Les Droits de l'Homme et l'Humanisme, s'ils ont été indispensables pour les humains ont été peu efficaces jusqu'à présent en matière de respect des animaux et de protection de la faune et de la flore. Cette conférence fera un rapide tour d'horizon de quelques grandes Déclarations des Droits de l'Homme et des Animaux et présentera la Déclaration des Droits de l'Être Sentient et plus particulièrement son article 10 sur l'Humanimalisme, qui prône un respect des humains et des animaux.

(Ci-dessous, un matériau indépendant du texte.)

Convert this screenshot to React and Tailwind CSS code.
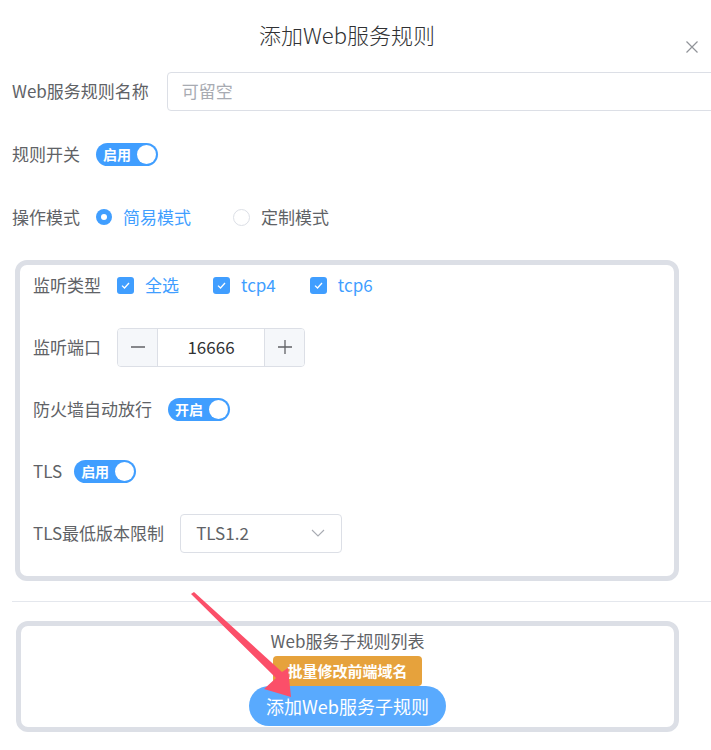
import { useState } from 'react';

function Switch({ text, on = true }) {
  return (
    <div className={`flex items-center w-[62px] h-[23px] rounded-full pl-[7px] pr-[2px] ${on ? 'bg-[#409eff]' : 'bg-[#dcdfe6]'}`}>
      <span className="text-[14px] font-bold text-white leading-none flex-1">{text}</span>
      <span className="w-[19px] h-[19px] rounded-full bg-white" />
    </div>
  );
}

function Check({ label }) {
  return (
    <label className="flex items-center gap-[11px]">
      <span className="w-[17px] h-[17px] rounded-[3px] bg-[#409eff] flex items-center justify-center">
        <svg width="11" height="11" viewBox="0 0 11 11" fill="none">
          <path d="M2 5.6 L4.5 8 L9 3" stroke="white" strokeWidth="1.3" />
        </svg>
      </span>
      <span className="text-[#409eff] text-[17px]">{label}</span>
    </label>
  );
}

function Radio({ label, checked }) {
  return (
    <label className="flex items-center gap-[11px]">
      {checked ? (
        <span className="w-[16px] h-[16px] rounded-full bg-[#409eff] flex items-center justify-center">
          <span className="w-[6px] h-[6px] rounded-full bg-white" />
        </span>
      ) : (
        <span className="w-[17px] h-[17px] rounded-full border border-[#dcdfe6] bg-white" />
      )}
      <span className={`text-[17px] ${checked ? 'text-[#409eff]' : 'text-[#606266]'}`}>{label}</span>
    </label>
  );
}

function Row({ label, children, gap = 'gap-4' }) {
  return (
    <div className={`flex items-center h-10 ${gap}`}>
      <span className="text-[17px] text-[#606266] whitespace-nowrap">{label}</span>
      {children}
    </div>
  );
}

export default function App() {
  const [port] = useState(16666);

  return (
    <div className="relative w-[711px] h-[750px] overflow-hidden bg-white font-['Noto_Sans_CJK_SC','Noto_Sans',sans-serif]">
      {/* Header */}
      <div className="w-[694px] pt-[19px] h-[49px] text-center">
        <span className="text-[22px] leading-[30px] font-light text-[#303133]">添加Web服务规则</span>
      </div>
      <button className="absolute left-[686px] top-[41px] w-3 h-3">
        <svg width="12" height="12" viewBox="0 0 12 12">
          <path d="M0.5 0.5 L11.5 11.5 M11.5 0.5 L0.5 11.5" stroke="#909399" strokeWidth="1.2" />
        </svg>
      </button>

      <div className="pl-3 mt-[22px]">
        <div className="flex flex-col gap-[23px]">
          <Row label="Web服务规则名称" gap="gap-[18px]">
            <div className="w-[560px] h-[39px] shrink-0 border border-[#dcdfe6] rounded-[4px] flex items-center px-[14px]">
              <span className="text-[17px] text-[#a8abb2]">可留空</span>
            </div>
          </Row>
          <Row label="规则开关">
            <Switch text="启用" />
          </Row>
          <Row label="操作模式">
            <div className="flex items-center gap-[42px]">
              <Radio label="简易模式" checked />
              <Radio label="定制模式" />
            </div>
          </Row>
        </div>
      </div>

      {/* Listen settings */}
      <div className="mt-[23px] ml-[15px] w-[664px] border-[5px] border-[#dcdfe6] rounded-[12px] pl-[13px] pb-[23px]">
        <div className="flex flex-col gap-[22px]">
          <Row label="监听类型">
            <div className="flex items-center gap-[34px]">
              <Check label="全选" />
              <Check label="tcp4" />
              <Check label="tcp6" />
            </div>
          </Row>
          <Row label="监听端口">
            <div className="flex h-[39px] w-[188px] border border-[#dcdfe6] rounded-[4px] overflow-hidden">
              <div className="w-10 bg-[#f5f7fa] border-r border-[#dcdfe6] flex items-center justify-center">
                <svg width="16" height="16" viewBox="0 0 16 16">
                  <path d="M1 8 H15" stroke="#606266" strokeWidth="1.3" />
                </svg>
              </div>
              <div className="flex-1 flex items-center justify-center text-[17px] text-[#303133]">{port}</div>
              <div className="w-10 bg-[#f5f7fa] border-l border-[#dcdfe6] flex items-center justify-center">
                <svg width="16" height="16" viewBox="0 0 16 16">
                  <path d="M1 8 H15 M8 1 V15" stroke="#606266" strokeWidth="1.3" />
                </svg>
              </div>
            </div>
          </Row>
          <Row label="防火墙自动放行">
            <Switch text="开启" />
          </Row>
          <Row label="TLS" gap="gap-3">
            <Switch text="启用" />
          </Row>
          <Row label="TLS最低版本限制">
            <div className="w-[162px] h-[39px] border border-[#dcdfe6] rounded-[4px] flex items-center justify-between pl-[15px] pr-[16px]">
              <span className="text-[17px] text-[#606266]">TLS1.2</span>
              <svg width="14" height="8" viewBox="0 0 14 8" fill="none">
                <path d="M1 1 L7 7 L13 1" stroke="#a8abb2" strokeWidth="1.1" />
              </svg>
            </div>
          </Row>
        </div>
      </div>

      <div className="mt-[20px] ml-3 h-px bg-[#e4e7ed]" />

      {/* Sub rules */}
      <div className="mt-[19px] ml-[16px] w-[663px] border-[5px] border-[#dcdfe6] rounded-[12px] pb-px flex flex-col items-center">
        <div className="h-[30px] flex items-center text-[17px] text-[#606266]">Web服务子规则列表</div>
        <button className="h-[30px] w-[149px] rounded-[4px] bg-[#e6a23c] text-white text-[15px] font-bold">批量修改前端域名</button>
        <button className="h-10 w-[197px] rounded-full bg-[#59aafe] text-white text-[18px] font-normal">添加Web服务子规则</button>
      </div>

      {/* annotation arrow */}
      <svg className="absolute inset-0 pointer-events-none" width="711" height="750">
        <polygon points="191,594 194,592 282,672 288,668 291,697 264,689 276,678" fill="#fb4f69" />
      </svg>
    </div>
  );
}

Les robots, créés par l’homme, sont des êtres performants, mais cantonnés dans le domaine purement cognitif. Il leur manque essentiellement le caractère « sentient » qui caractérise les animaux au système nerveux le plus développé, avec ses corrélats émotionnels, empathiques et altruistes. Il faudrait que l’évolution à venir de l’humanité ne s’oriente pas vers une logique productiviste aveugle, proche de celle des robots. Le recours à l’émotion animale, que l’homme porte en lui, permettrait d’éviter cette évolution. L’homme pourrait ainsi espérer équilibrer ses besoins cognitifs et émotionnels, pour accéder à une vie plus harmonieuse, et probablement plus paisible. C’est donc par un recours à son animalité oubliée que l’être humain peut espérer échapper à la robotisation rampante de sa société.